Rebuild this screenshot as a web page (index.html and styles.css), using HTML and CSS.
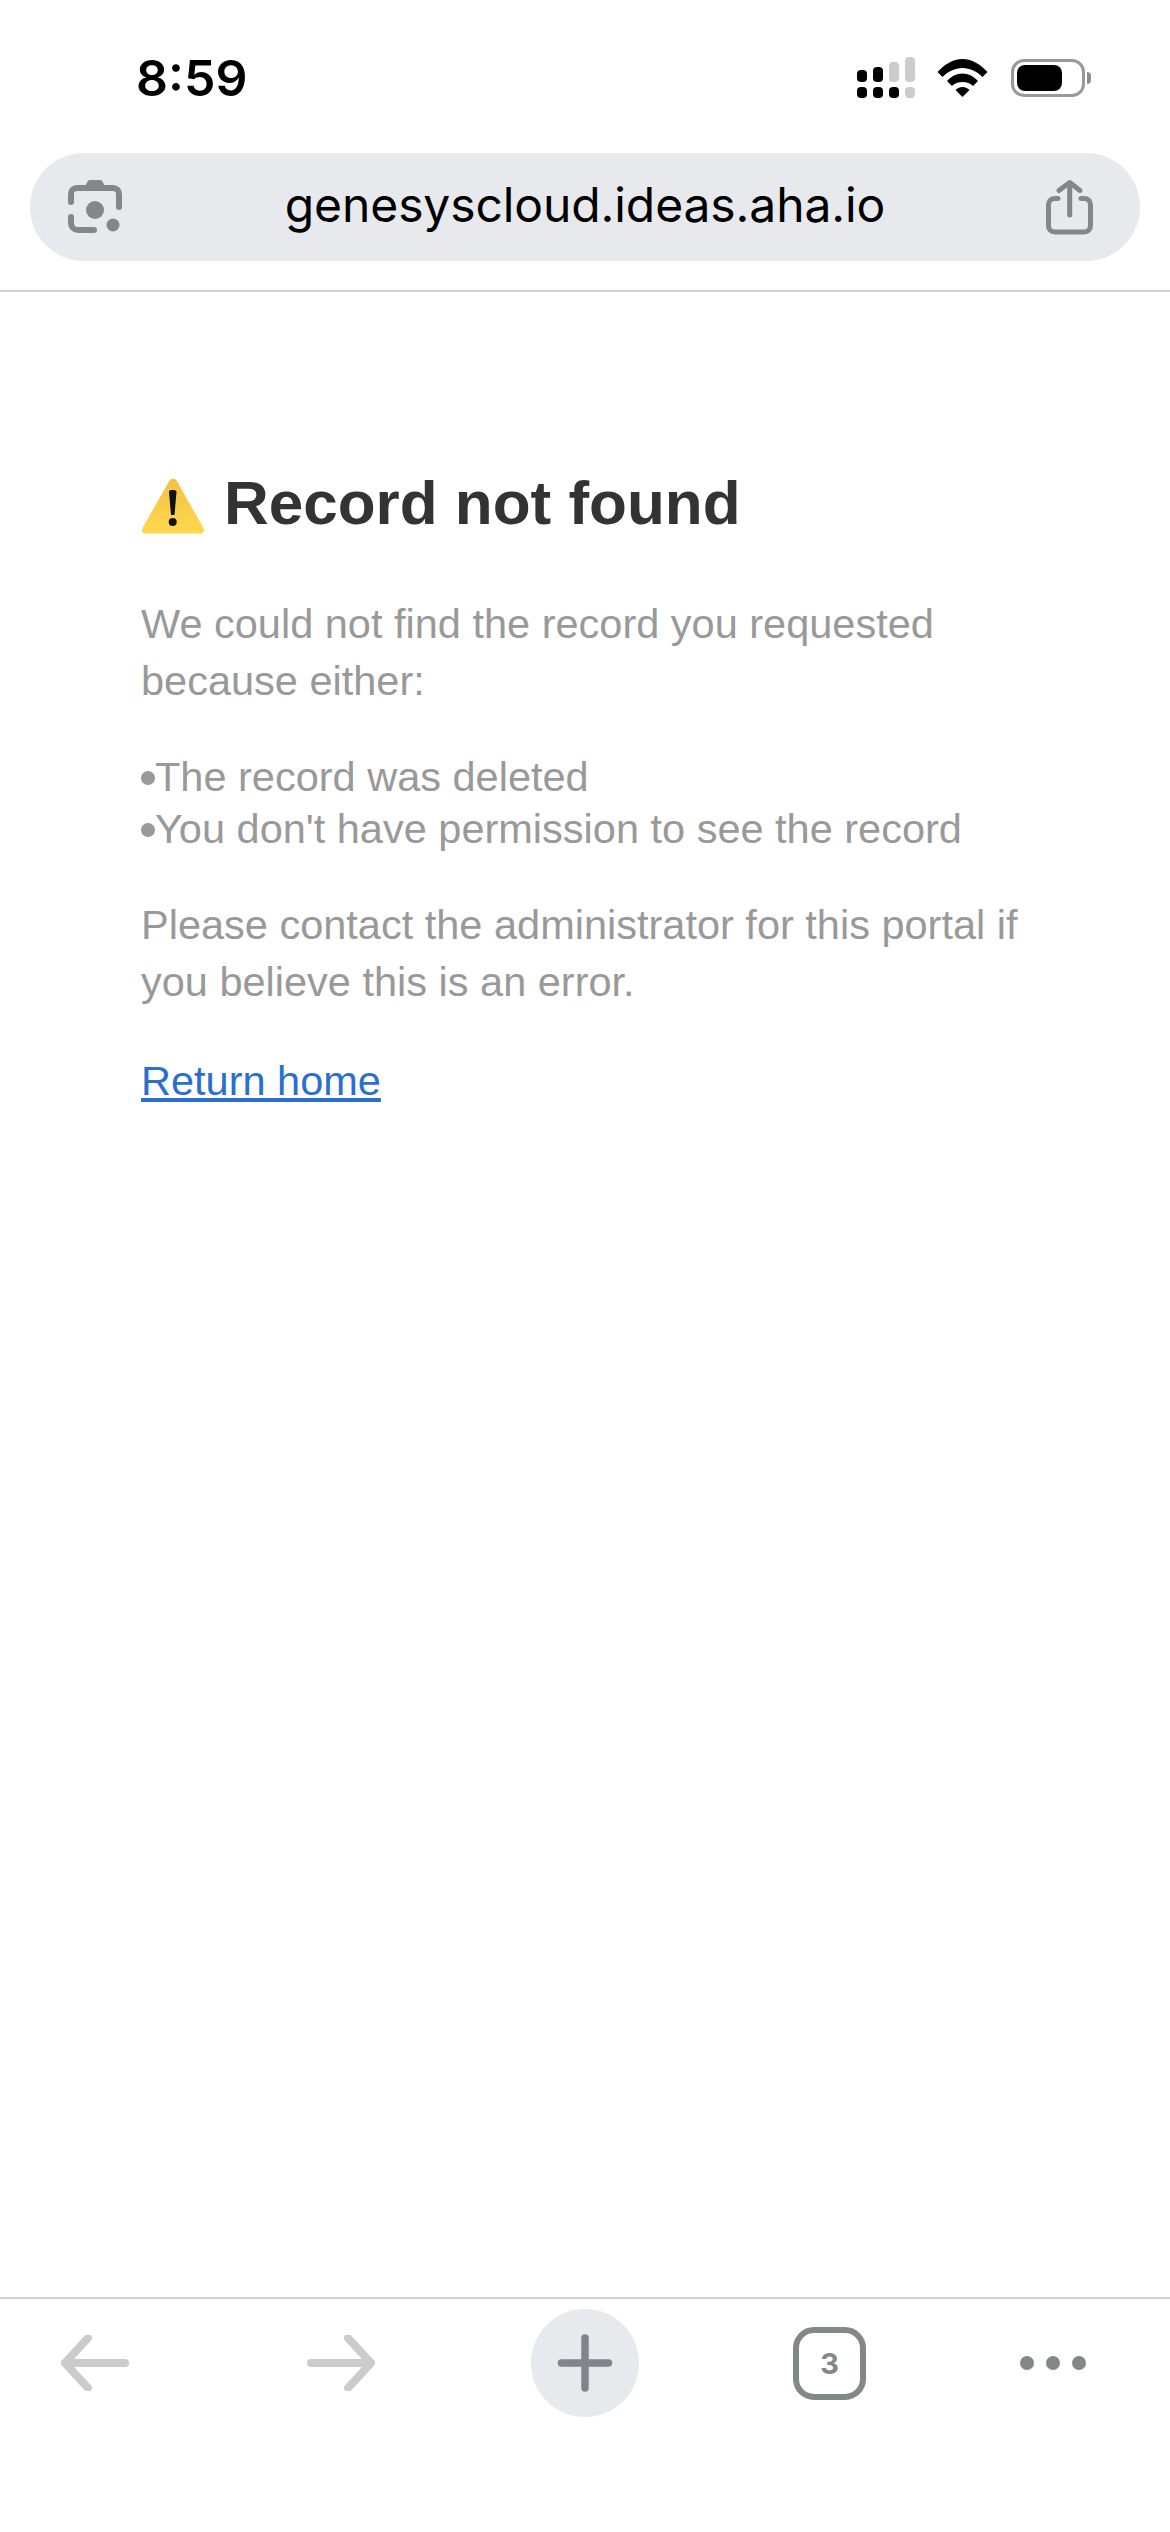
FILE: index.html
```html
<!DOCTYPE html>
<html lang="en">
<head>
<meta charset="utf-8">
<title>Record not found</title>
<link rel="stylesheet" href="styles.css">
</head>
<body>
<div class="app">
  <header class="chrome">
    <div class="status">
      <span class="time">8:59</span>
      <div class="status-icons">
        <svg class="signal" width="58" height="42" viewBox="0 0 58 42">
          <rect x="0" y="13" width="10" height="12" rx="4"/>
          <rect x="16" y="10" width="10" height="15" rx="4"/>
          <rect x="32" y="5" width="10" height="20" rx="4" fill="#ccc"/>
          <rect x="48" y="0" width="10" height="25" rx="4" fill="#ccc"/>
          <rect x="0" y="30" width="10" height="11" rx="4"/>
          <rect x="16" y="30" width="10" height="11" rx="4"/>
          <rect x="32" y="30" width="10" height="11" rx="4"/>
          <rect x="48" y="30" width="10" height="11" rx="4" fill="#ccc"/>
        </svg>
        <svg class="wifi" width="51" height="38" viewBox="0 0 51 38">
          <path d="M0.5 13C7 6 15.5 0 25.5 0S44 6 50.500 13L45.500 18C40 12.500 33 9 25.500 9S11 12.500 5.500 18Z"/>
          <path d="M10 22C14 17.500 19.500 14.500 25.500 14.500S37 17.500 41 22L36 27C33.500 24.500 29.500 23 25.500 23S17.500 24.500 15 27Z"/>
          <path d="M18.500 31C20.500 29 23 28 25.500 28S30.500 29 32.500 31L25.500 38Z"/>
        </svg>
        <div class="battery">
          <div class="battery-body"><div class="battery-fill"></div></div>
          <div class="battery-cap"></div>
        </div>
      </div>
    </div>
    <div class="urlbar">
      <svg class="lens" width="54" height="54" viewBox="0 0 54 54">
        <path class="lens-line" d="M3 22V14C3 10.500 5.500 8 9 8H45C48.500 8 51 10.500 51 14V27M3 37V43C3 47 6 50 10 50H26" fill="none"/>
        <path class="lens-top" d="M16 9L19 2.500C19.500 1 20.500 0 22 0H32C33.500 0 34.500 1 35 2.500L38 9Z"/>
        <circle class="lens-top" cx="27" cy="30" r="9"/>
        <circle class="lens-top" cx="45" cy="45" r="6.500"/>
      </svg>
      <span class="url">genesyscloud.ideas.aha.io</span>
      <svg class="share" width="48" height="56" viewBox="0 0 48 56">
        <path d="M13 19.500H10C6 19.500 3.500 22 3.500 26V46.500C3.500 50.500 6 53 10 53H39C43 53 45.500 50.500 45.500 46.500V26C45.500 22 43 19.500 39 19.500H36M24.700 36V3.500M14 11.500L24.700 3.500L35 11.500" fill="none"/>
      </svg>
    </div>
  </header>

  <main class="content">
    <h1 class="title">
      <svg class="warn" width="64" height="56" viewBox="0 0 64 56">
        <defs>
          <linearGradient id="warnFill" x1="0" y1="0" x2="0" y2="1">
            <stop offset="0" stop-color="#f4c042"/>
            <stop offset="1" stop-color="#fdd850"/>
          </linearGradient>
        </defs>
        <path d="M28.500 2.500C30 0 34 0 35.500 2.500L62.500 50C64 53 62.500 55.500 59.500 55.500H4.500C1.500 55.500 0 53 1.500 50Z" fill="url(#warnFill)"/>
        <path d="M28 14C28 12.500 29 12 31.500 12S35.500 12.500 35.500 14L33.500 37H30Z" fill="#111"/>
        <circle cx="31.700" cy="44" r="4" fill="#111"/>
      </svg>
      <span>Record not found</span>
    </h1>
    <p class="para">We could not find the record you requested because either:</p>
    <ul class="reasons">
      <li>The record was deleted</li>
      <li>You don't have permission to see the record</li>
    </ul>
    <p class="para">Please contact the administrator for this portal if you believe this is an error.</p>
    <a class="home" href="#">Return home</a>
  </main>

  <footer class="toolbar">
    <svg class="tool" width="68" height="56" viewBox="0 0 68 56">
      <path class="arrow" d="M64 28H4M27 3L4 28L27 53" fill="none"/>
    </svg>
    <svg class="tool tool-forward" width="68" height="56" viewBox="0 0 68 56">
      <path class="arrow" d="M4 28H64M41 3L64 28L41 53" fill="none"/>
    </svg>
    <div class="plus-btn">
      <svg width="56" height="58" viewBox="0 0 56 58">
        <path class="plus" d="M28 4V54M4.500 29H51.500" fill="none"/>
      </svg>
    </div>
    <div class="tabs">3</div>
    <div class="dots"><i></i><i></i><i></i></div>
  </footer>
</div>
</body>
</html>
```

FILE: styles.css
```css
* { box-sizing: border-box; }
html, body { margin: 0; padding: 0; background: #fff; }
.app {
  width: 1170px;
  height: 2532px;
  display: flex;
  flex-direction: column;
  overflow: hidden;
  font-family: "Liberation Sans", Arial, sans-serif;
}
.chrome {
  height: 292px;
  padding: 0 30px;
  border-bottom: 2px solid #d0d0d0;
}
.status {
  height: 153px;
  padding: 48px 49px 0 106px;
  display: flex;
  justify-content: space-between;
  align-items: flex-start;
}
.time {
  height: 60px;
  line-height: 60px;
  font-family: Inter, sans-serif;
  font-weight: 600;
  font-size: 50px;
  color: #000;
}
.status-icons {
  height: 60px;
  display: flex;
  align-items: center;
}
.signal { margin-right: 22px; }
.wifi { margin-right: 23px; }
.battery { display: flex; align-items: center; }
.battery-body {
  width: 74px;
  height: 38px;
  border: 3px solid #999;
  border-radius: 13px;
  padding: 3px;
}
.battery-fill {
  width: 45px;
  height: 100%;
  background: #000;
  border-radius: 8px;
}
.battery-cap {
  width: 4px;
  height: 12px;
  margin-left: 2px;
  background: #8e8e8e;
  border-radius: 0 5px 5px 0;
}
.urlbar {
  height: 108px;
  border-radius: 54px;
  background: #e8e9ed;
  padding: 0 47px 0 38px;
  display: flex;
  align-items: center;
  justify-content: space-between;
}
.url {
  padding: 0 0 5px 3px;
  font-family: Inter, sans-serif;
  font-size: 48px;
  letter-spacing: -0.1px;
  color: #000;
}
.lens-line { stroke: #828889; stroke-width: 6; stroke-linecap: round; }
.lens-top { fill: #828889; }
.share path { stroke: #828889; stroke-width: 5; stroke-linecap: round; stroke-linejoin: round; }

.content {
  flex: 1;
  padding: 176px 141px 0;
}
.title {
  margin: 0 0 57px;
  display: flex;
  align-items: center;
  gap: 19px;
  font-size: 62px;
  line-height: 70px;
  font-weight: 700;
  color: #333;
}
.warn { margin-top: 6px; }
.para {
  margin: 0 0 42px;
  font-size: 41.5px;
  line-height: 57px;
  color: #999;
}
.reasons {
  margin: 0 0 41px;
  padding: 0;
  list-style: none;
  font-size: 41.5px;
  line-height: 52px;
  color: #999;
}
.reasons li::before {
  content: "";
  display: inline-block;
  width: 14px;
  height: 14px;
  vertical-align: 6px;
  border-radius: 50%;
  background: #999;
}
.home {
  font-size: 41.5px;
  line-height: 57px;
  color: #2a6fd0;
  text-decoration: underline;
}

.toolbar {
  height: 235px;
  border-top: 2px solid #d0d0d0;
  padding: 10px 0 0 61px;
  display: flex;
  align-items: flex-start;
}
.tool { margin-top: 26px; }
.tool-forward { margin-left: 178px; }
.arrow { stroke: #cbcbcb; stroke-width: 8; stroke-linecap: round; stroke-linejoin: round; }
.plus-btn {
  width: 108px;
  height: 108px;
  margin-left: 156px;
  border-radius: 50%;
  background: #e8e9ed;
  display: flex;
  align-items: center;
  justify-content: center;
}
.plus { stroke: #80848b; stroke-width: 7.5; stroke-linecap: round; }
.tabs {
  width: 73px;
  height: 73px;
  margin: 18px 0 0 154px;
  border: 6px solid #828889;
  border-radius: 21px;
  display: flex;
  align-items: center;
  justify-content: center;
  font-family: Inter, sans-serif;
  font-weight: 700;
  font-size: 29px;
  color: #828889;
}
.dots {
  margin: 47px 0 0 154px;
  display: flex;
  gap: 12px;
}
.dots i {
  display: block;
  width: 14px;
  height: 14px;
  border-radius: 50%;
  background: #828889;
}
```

[Written exercise] Give the count of lines in the data above that hold the string "this", with no additional words.

[Expected answer] 2